▸ COLLECTED MATERIAL
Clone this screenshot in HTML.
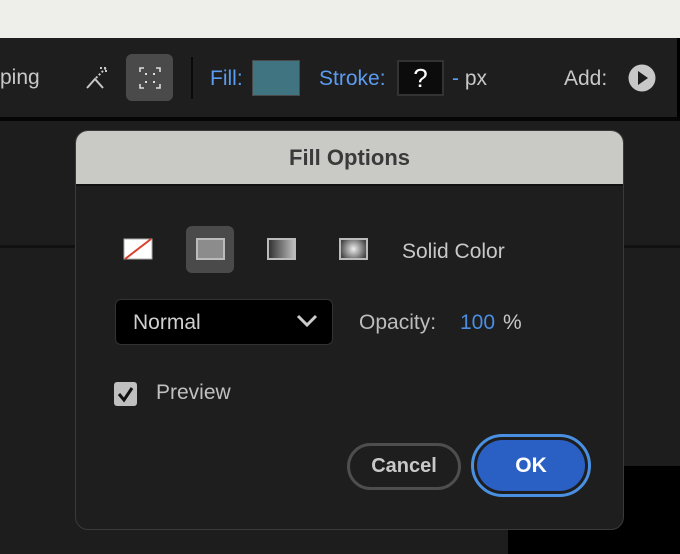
<!DOCTYPE html><html><head><style>
*{margin:0;padding:0;box-sizing:border-box}
body{width:680px;height:554px;background:#1d1d1d;position:relative;overflow:hidden;font-family:"Liberation Sans",sans-serif}
.a{position:absolute}
.t{color:#c8c8c8;font-size:21px;line-height:1}
.b{color:#5b9bf0;font-size:21px;line-height:1}
</style></head><body>
<div class="a" style="left:0;top:0;width:680px;height:38px;background:#eeeeea"></div>
<div class="a" style="left:0;top:38px;width:680px;height:80px;background:#1e1e1e"></div>
<div class="a" style="left:0;top:117px;width:680px;height:4px;background:#050505"></div>
<div class="a" style="left:677px;top:38px;width:3px;height:80px;background:#000"></div>
<div class="a" style="left:0;top:245px;width:680px;height:3px;background:#111"></div>
<div class="a" style="left:508px;top:466px;width:172px;height:88px;background:#000"></div>
<div class="a t" style="left:0;top:67px">ping</div>
<svg class="a" style="left:84px;top:64px" width="26" height="28" viewBox="0 0 26 28"><path d="M3 24 L11 15 L19 24" fill="none" stroke="#c8c8c8" stroke-width="2"/><path d="M12 14 L22 4 M16 4 H22 V10" fill="none" stroke="#c8c8c8" stroke-width="2" stroke-dasharray="2 2"/></svg>
<div class="a" style="left:126px;top:54px;width:47px;height:47px;background:#4a4a4a;border-radius:6px"></div>
<svg class="a" style="left:138px;top:66px" width="24" height="24" viewBox="0 0 24 24"><path d="M2 6V2H6M18 2H22V6M22 18V22H18M6 22H2V18" fill="none" stroke="#ddd" stroke-width="1.6"/><rect x="7" y="7" width="2" height="2" fill="#ddd"/><rect x="15" y="7" width="2" height="2" fill="#ddd"/><rect x="7" y="15" width="2" height="2" fill="#ddd"/><rect x="15" y="15" width="2" height="2" fill="#ddd"/></svg>
<div class="a" style="left:191px;top:57px;width:2px;height:42px;background:#0a0a0a"></div>
<div class="a b" style="left:210px;top:68px">Fill:</div>
<div class="a" style="left:252px;top:60px;width:48px;height:36px;background:#3f7480;border:1px solid #4a4a4a"></div>
<div class="a b" style="left:319px;top:68px">Stroke:</div>
<div class="a" style="left:397px;top:60px;width:47px;height:36px;background:#0c0c0c;border:2px solid #333;color:#fff;font-size:26px;text-align:center;line-height:32px">?</div>
<div class="a" style="left:452px;top:68px;font-size:21px;line-height:1"><span style="color:#5b9bf0">-</span> <span style="color:#c8c8c8">px</span></div>
<div class="a t" style="left:564px;top:68px">Add:</div>
<svg class="a" style="left:628px;top:64px" width="28" height="28"><circle cx="14" cy="14" r="13.5" fill="#c8c8c8"/><path d="M10 7 L20 14 L10 21Z" fill="#1e1e1e"/></svg>

<div class="a" style="left:75px;top:130px;width:549px;height:400px;background:#1e1e1e;border:1px solid #3a3a3a;border-radius:13px;overflow:hidden">
<div style="height:55px;background:#c9c9c5;border-bottom:2px solid #111;text-align:center;color:#3a3a3a;font-weight:bold;font-size:22px;line-height:54px">Fill Options</div>
</div>
<svg class="a" style="left:123px;top:238px" width="30" height="22"><rect x="1" y="1" width="28" height="20" fill="#fff" stroke="#aaa"/><path d="M2 21L28 1" stroke="#d9412e" stroke-width="2"/></svg>
<div class="a" style="left:186px;top:226px;width:48px;height:47px;background:#4a4a4a;border-radius:6px"></div>
<div class="a" style="left:196px;top:238px;width:29px;height:22px;background:#8c8c8c;border:2px solid #bbb"></div>
<div class="a" style="left:267px;top:238px;width:29px;height:22px;background:linear-gradient(90deg,#333,#bbb);border:2px solid #bbb"></div>
<div class="a" style="left:339px;top:238px;width:29px;height:22px;background:radial-gradient(circle,#eee,#444 90%);border:2px solid #bbb"></div>
<div class="a t" style="left:402px;top:241px;font-size:21px">Solid Color</div>
<div class="a" style="left:115px;top:299px;width:218px;height:46px;background:#000;border:1px solid #333;border-radius:6px"></div>
<div class="a t" style="left:133px;top:312px;font-size:21px;color:#d0d0d0">Normal</div>
<svg class="a" style="left:296px;top:314px" width="22" height="14"><path d="M2 2L11 11L20 2" fill="none" stroke="#ccc" stroke-width="3"/></svg>
<div class="a t" style="left:359px;top:312px;font-size:21px;color:#bdbdbd">Opacity:</div>
<div class="a" style="left:460px;top:312px;font-size:21px;line-height:1;color:#4b8de0">100</div>
<div class="a t" style="left:503px;top:312px;font-size:21px">%</div>
<div class="a" style="left:114px;top:382px;width:23px;height:24px;background:#c0c0c0;border-radius:3px"></div>
<svg class="a" style="left:114px;top:382px" width="23" height="24"><path d="M5 12L10 18L18 6" fill="none" stroke="#111" stroke-width="3"/></svg>
<div class="a t" style="left:156px;top:382px;font-size:21px;color:#c0c0c0">Preview</div>
<div class="a" style="left:347px;top:443px;width:114px;height:47px;border:3px solid #4e4e4e;border-radius:24px;color:#c8c8c8;font-weight:bold;font-size:20px;text-align:center;line-height:41px">Cancel</div>
<div class="a" style="left:471px;top:434px;width:120px;height:63px;border:3px solid #4a90e2;border-radius:32px;padding:3px"><div style="width:100%;height:100%;background:#2a5fc4;border-radius:26px;color:#fff;font-weight:bold;font-size:21px;text-align:center;line-height:51px">OK</div></div>
</body></html>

▸ TASK INSTRUCTIONS
Write out the whole listing exactly, and drop the pictures.

▸ EXERCISE RESULT
Clone this screenshot in HTML.
<!DOCTYPE html><html><head><style>
*{margin:0;padding:0;box-sizing:border-box}
body{width:680px;height:554px;background:#1d1d1d;position:relative;overflow:hidden;font-family:"Liberation Sans",sans-serif}
.a{position:absolute}
.t{color:#c8c8c8;font-size:21px;line-height:1}
.b{color:#5b9bf0;font-size:21px;line-height:1}
</style></head><body>
<div class="a" style="left:0;top:0;width:680px;height:38px;background:#eeeeea"></div>
<div class="a" style="left:0;top:38px;width:680px;height:80px;background:#1e1e1e"></div>
<div class="a" style="left:0;top:117px;width:680px;height:4px;background:#050505"></div>
<div class="a" style="left:677px;top:38px;width:3px;height:80px;background:#000"></div>
<div class="a" style="left:0;top:245px;width:680px;height:3px;background:#111"></div>
<div class="a" style="left:508px;top:466px;width:172px;height:88px;background:#000"></div>
<div class="a t" style="left:0;top:67px">ping</div>
<svg class="a" style="left:84px;top:64px" width="26" height="28" viewBox="0 0 26 28"><path d="M3 24 L11 15 L19 24" fill="none" stroke="#c8c8c8" stroke-width="2"/><path d="M12 14 L22 4 M16 4 H22 V10" fill="none" stroke="#c8c8c8" stroke-width="2" stroke-dasharray="2 2"/></svg>
<div class="a" style="left:126px;top:54px;width:47px;height:47px;background:#4a4a4a;border-radius:6px"></div>
<svg class="a" style="left:138px;top:66px" width="24" height="24" viewBox="0 0 24 24"><path d="M2 6V2H6M18 2H22V6M22 18V22H18M6 22H2V18" fill="none" stroke="#ddd" stroke-width="1.6"/><rect x="7" y="7" width="2" height="2" fill="#ddd"/><rect x="15" y="7" width="2" height="2" fill="#ddd"/><rect x="7" y="15" width="2" height="2" fill="#ddd"/><rect x="15" y="15" width="2" height="2" fill="#ddd"/></svg>
<div class="a" style="left:191px;top:57px;width:2px;height:42px;background:#0a0a0a"></div>
<div class="a b" style="left:210px;top:68px">Fill:</div>
<div class="a" style="left:252px;top:60px;width:48px;height:36px;background:#3f7480;border:1px solid #4a4a4a"></div>
<div class="a b" style="left:319px;top:68px">Stroke:</div>
<div class="a" style="left:397px;top:60px;width:47px;height:36px;background:#0c0c0c;border:2px solid #333;color:#fff;font-size:26px;text-align:center;line-height:32px">?</div>
<div class="a" style="left:452px;top:68px;font-size:21px;line-height:1"><span style="color:#5b9bf0">-</span> <span style="color:#c8c8c8">px</span></div>
<div class="a t" style="left:564px;top:68px">Add:</div>
<svg class="a" style="left:628px;top:64px" width="28" height="28"><circle cx="14" cy="14" r="13.5" fill="#c8c8c8"/><path d="M10 7 L20 14 L10 21Z" fill="#1e1e1e"/></svg>

<div class="a" style="left:75px;top:130px;width:549px;height:400px;background:#1e1e1e;border:1px solid #3a3a3a;border-radius:13px;overflow:hidden">
<div style="height:55px;background:#c9c9c5;border-bottom:2px solid #111;text-align:center;color:#3a3a3a;font-weight:bold;font-size:22px;line-height:54px">Fill Options</div>
</div>
<svg class="a" style="left:123px;top:238px" width="30" height="22"><rect x="1" y="1" width="28" height="20" fill="#fff" stroke="#aaa"/><path d="M2 21L28 1" stroke="#d9412e" stroke-width="2"/></svg>
<div class="a" style="left:186px;top:226px;width:48px;height:47px;background:#4a4a4a;border-radius:6px"></div>
<div class="a" style="left:196px;top:238px;width:29px;height:22px;background:#8c8c8c;border:2px solid #bbb"></div>
<div class="a" style="left:267px;top:238px;width:29px;height:22px;background:linear-gradient(90deg,#333,#bbb);border:2px solid #bbb"></div>
<div class="a" style="left:339px;top:238px;width:29px;height:22px;background:radial-gradient(circle,#eee,#444 90%);border:2px solid #bbb"></div>
<div class="a t" style="left:402px;top:241px;font-size:21px">Solid Color</div>
<div class="a" style="left:115px;top:299px;width:218px;height:46px;background:#000;border:1px solid #333;border-radius:6px"></div>
<div class="a t" style="left:133px;top:312px;font-size:21px;color:#d0d0d0">Normal</div>
<svg class="a" style="left:296px;top:314px" width="22" height="14"><path d="M2 2L11 11L20 2" fill="none" stroke="#ccc" stroke-width="3"/></svg>
<div class="a t" style="left:359px;top:312px;font-size:21px;color:#bdbdbd">Opacity:</div>
<div class="a" style="left:460px;top:312px;font-size:21px;line-height:1;color:#4b8de0">100</div>
<div class="a t" style="left:503px;top:312px;font-size:21px">%</div>
<div class="a" style="left:114px;top:382px;width:23px;height:24px;background:#c0c0c0;border-radius:3px"></div>
<svg class="a" style="left:114px;top:382px" width="23" height="24"><path d="M5 12L10 18L18 6" fill="none" stroke="#111" stroke-width="3"/></svg>
<div class="a t" style="left:156px;top:382px;font-size:21px;color:#c0c0c0">Preview</div>
<div class="a" style="left:347px;top:443px;width:114px;height:47px;border:3px solid #4e4e4e;border-radius:24px;color:#c8c8c8;font-weight:bold;font-size:20px;text-align:center;line-height:41px">Cancel</div>
<div class="a" style="left:471px;top:434px;width:120px;height:63px;border:3px solid #4a90e2;border-radius:32px;padding:3px"><div style="width:100%;height:100%;background:#2a5fc4;border-radius:26px;color:#fff;font-weight:bold;font-size:21px;text-align:center;line-height:51px">OK</div></div>
</body></html>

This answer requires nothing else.